North America or Morocco for 2026 World Cup - FIFA votes

FIFA members will decide on Wednesday whether the 2026 World Cup should be played in North America or in Morocco, taking football's global showpiece to Africa for just the second time.

The choice is clear -- between a slick bid based on gleaming stadiums in the United States, Mexico and Canada or an ambitious attempt from Morocco based on as-yet largely unbuilt facilities.

On the eve of the 2018 World Cup in Russia, 207 FIFA member nations will cast their vote in a congress of world football's governing body.

Morocco's bid for 2026 was only cleared to advance to the runoff vote earlier this month, despite a FIFA evaluation report that classified the north African nation's stadiums, accommodation and transport as "high risk".

Morocco received only 2.7 out of five, with red flags raised over several critical components of the bid.

A FIFA summary of the bid taskforce's findings warned "the amount of new infrastructure required for the Morocco 2026 bid to become reality cannot be overstated".

The report left the US-Canada-Mexico bid as the clear front-runner after giving it a rating of four out of five.

- Referendum on Trump? -

But the North American bid has been dogged by concerns that the vote could become a referendum on the popularity of US President Donald Trump.

Bid leader Carlos Cordeiro on Monday repeated a message he has hammered out again and again in recent months -- vote on us, not Trump.

"We believe strongly that this decision will be made on its merits," Cordeiro said in a conference call with reporters. "This is not geopolitics, we're talking about football and what is fundamentally, at the end of the day, the best interest of football and our footballing community.... We've had no backlash."

The bid to bring the World Cup back to North America for the first time since 1994 has backing from former Manchester United and England midfielder David Beckham, who ended his career at LA Galaxy and is behind a nascent Major League Soccer franchise in Miami.

"A football competition as big as the World Cup deserves to be in great places and if the US, Canada and Mexico get that it will be very special," Beckham said.

The US lost out to Qatar in 2022 in a vote now tarnished by corruption allegations that spelled the beginning of the end of the once all-powerful FIFA president Sepp Blatter.

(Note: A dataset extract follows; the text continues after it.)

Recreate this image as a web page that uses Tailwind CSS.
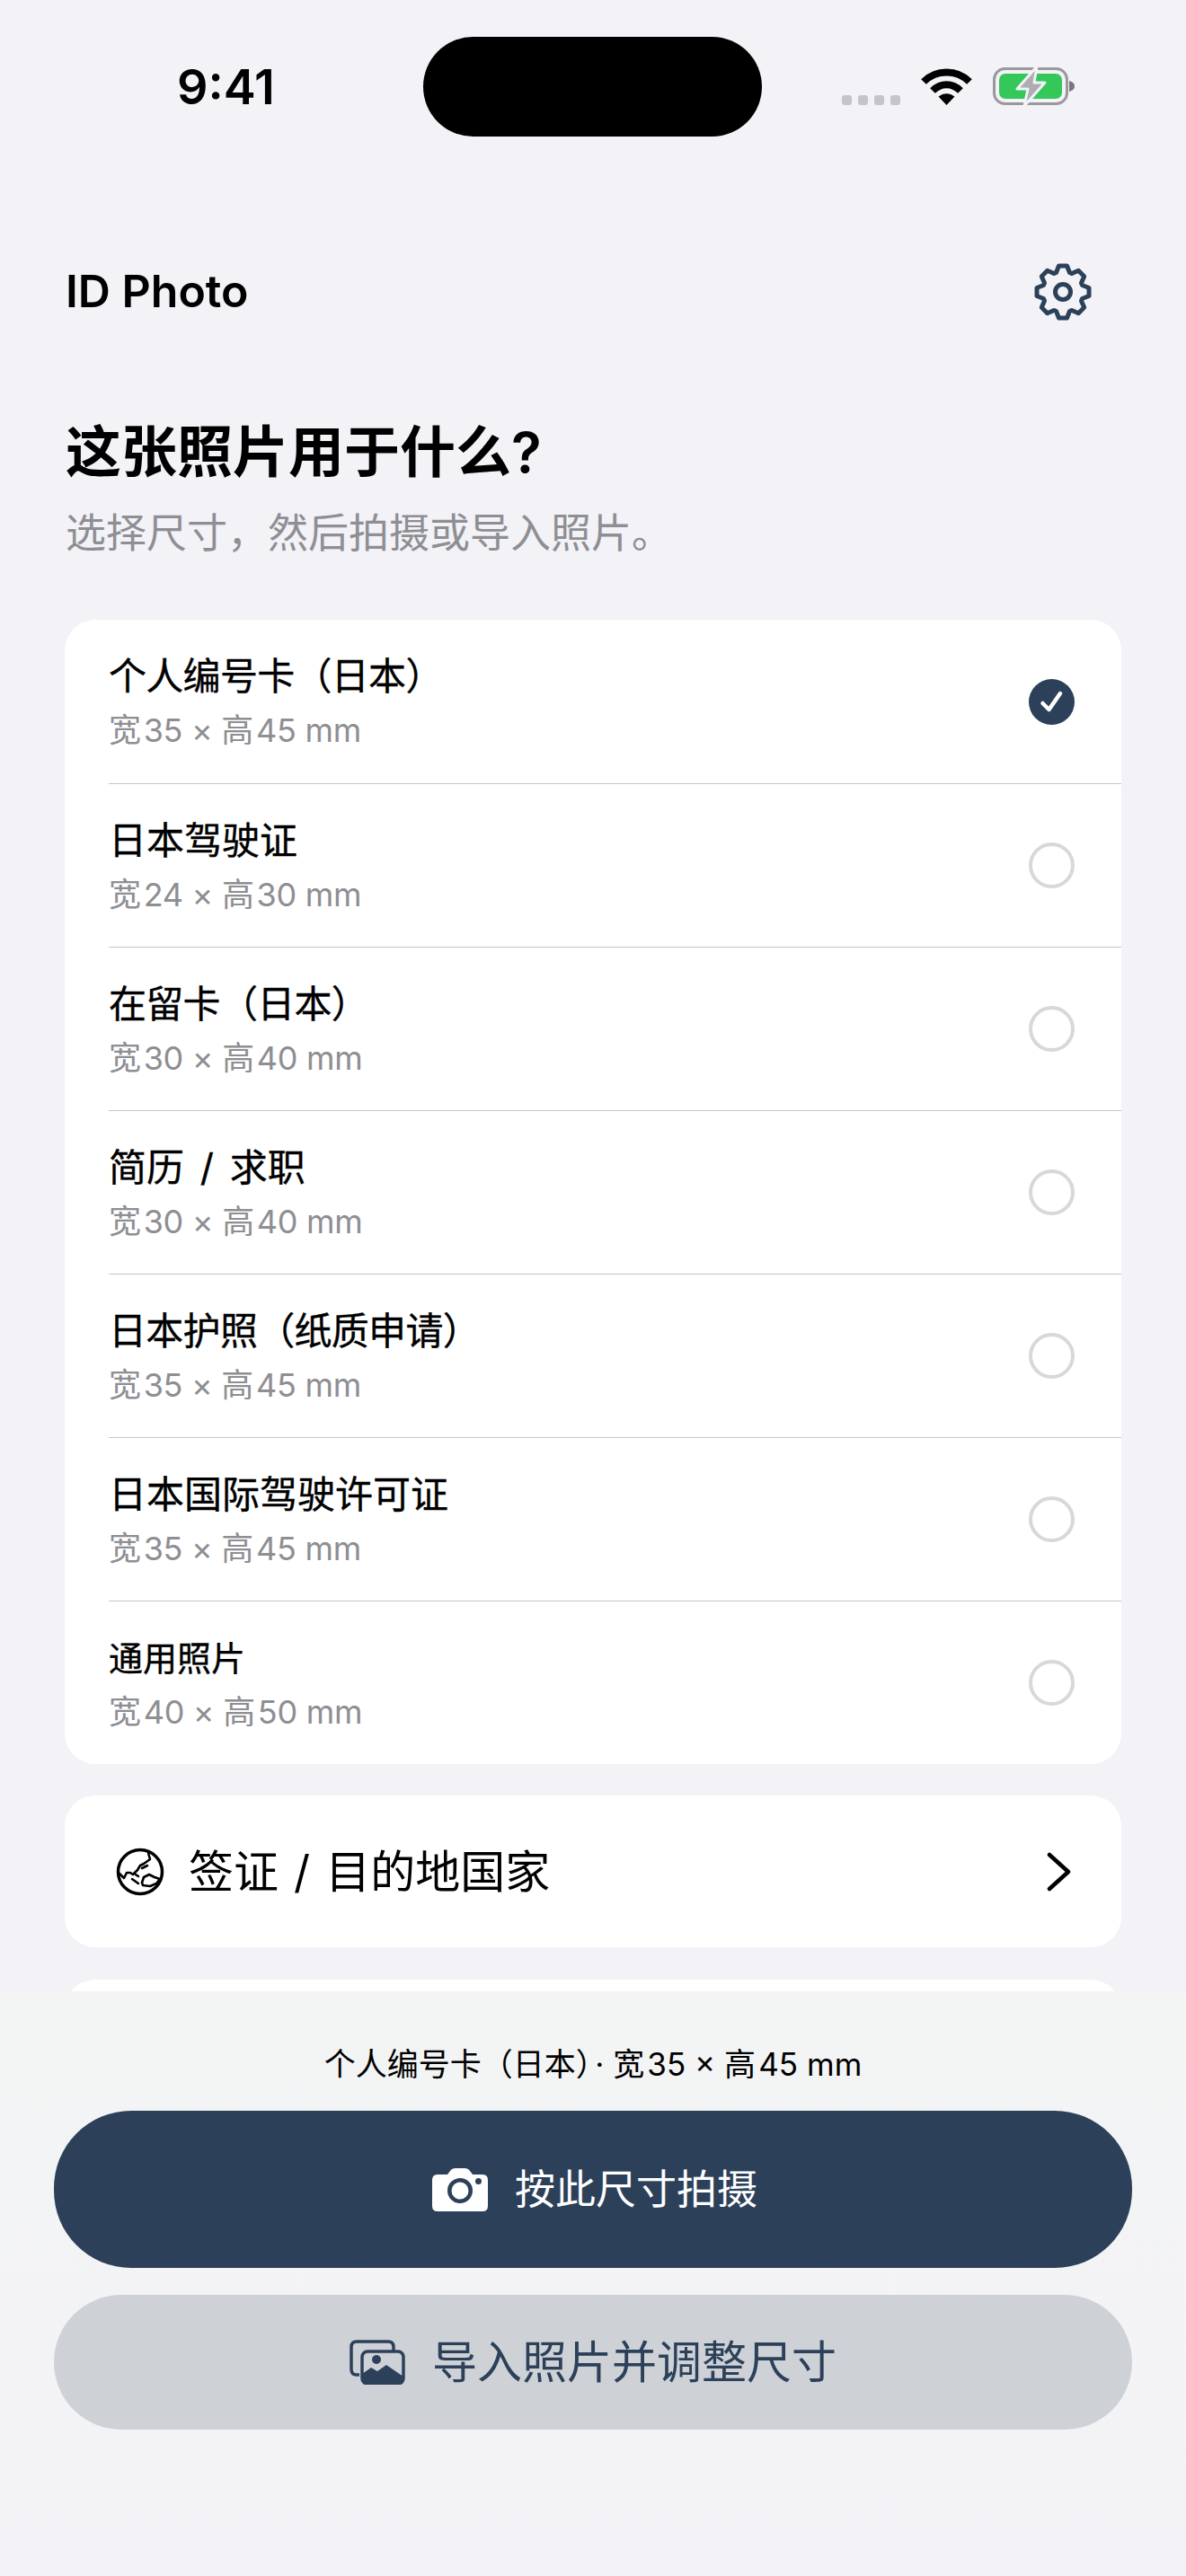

The corruption-tainted nature of that vote in 2010 vote prompted FIFA to overhaul its bidding process for the World Cup. Whereas previously the 24 members of the FIFA executive committee used to determine World Cup races, the hosts will now be decided by a vote of individual FIFA member nations.

Critics of the Morocco bid also point to the fact that the 2026 World Cup will be the first to be expanded to 48 teams, posing a severe test for the hosts.

FIFA President Gianni Infantino is believed to strongly support the North American bid because the three countries involved backed him for the presidency in 2016 when he took over after the reign of Blatter, who is being investigated in Switzerland for alleged corruption.

- Fourth time lucky? -

But the north Africans are still considered to be in with a genuine chance.

Morocco has tried, and failed, four times before, in votes for the 1994, 1998, 2006 and 2010 tournaments -- it lost out in the latter to South Africa, the only African nation ever to have hosted football's global showpiece.

Morocco has the support of many European countries, attracted by its geographical proximity, and most of Africa, in line with a call from the head of the Confederation of African Football, Ahmad Ahmad.

But two English-speaking African countries, Liberia and South Africa, have defected to the North America bid.

Morocco's bid leader Moulay Hafid Elalamy says the bid is based on the "fervour for football in the country and the entire African continent" and promises all the host cities will be less than an hour's flight apart.

North American bid leaders countered by promising to deliver a record $11 billion profit.